Overall, the essay demonstrates a strong command of grammatical range and accuracy, with room for improvement in sentence variety and minor grammatical precision.

Bài sửa mẫu

Technological advancements have significantly impacted our lives, particularly altering the allocation of free time. While these developments offer several benefits, I believe that the detrimental effects of this practice are more pronounced.

There are compelling reasons why the emergence of innovative technology could bring about advantages for the young. In the past, when technology had not developed as extensively, most youngsters tended to engage in various outdoor activities and face-to-face communication. Nowadays, the availability and accessibility of numerous digital books and online courses, which are ubiquitous on the internet, support diverse learning styles and purposes for children. Additionally, numerous social platforms and game stores increase the variety of entertainment options, enabling them to select suitable games. This shift demonstrates that youngsters’ leisure time can be valuable, thanks to advancements in technology.

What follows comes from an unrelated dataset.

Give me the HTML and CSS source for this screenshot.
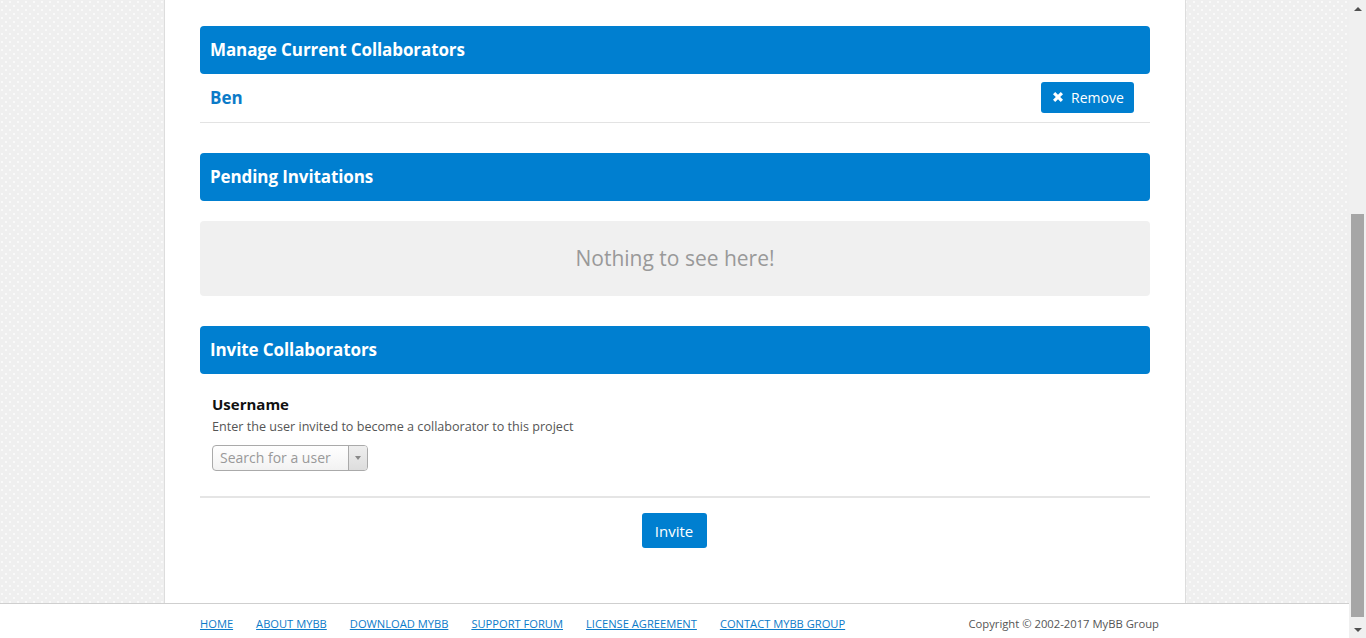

On the other hand, the manner in which free time is spent using new technologies contains several hidden drawbacks. Dependence on technologies can be detrimental to children’s well-being. Prolonged screen time could potentially lead to health issues such as short-sightedness, eye strain, and fatigue due to the emission of blue light. For example, The Guardian, a prominent online newspaper, estimated that the rates of individuals with short-sightedness increased by 10% during the pandemic in 2020, primarily due to excessive smartphone use. This practice could also result in sedentary lifestyles, as young people often prefer online activities over traditional ones. Screen addiction could inadvertently foster physical inactivity and reduced outdoor play, potentially leading to obesity, procrastination, and social isolation. Moreover, the abundance of information on the internet may expose children to harmful or inappropriate content, posing a risk to their mental health and increasing the likelihood of violent and criminal behaviors.

In conclusion, although technological development could benefit children’s free time in terms of educational and recreational options, there are more drawbacks that can be harmful to children’s mental and physical health due to prolonged screen time. The most effective approach is to limit technology use appropriately and to enhance the ability to distinguish between various internet contents.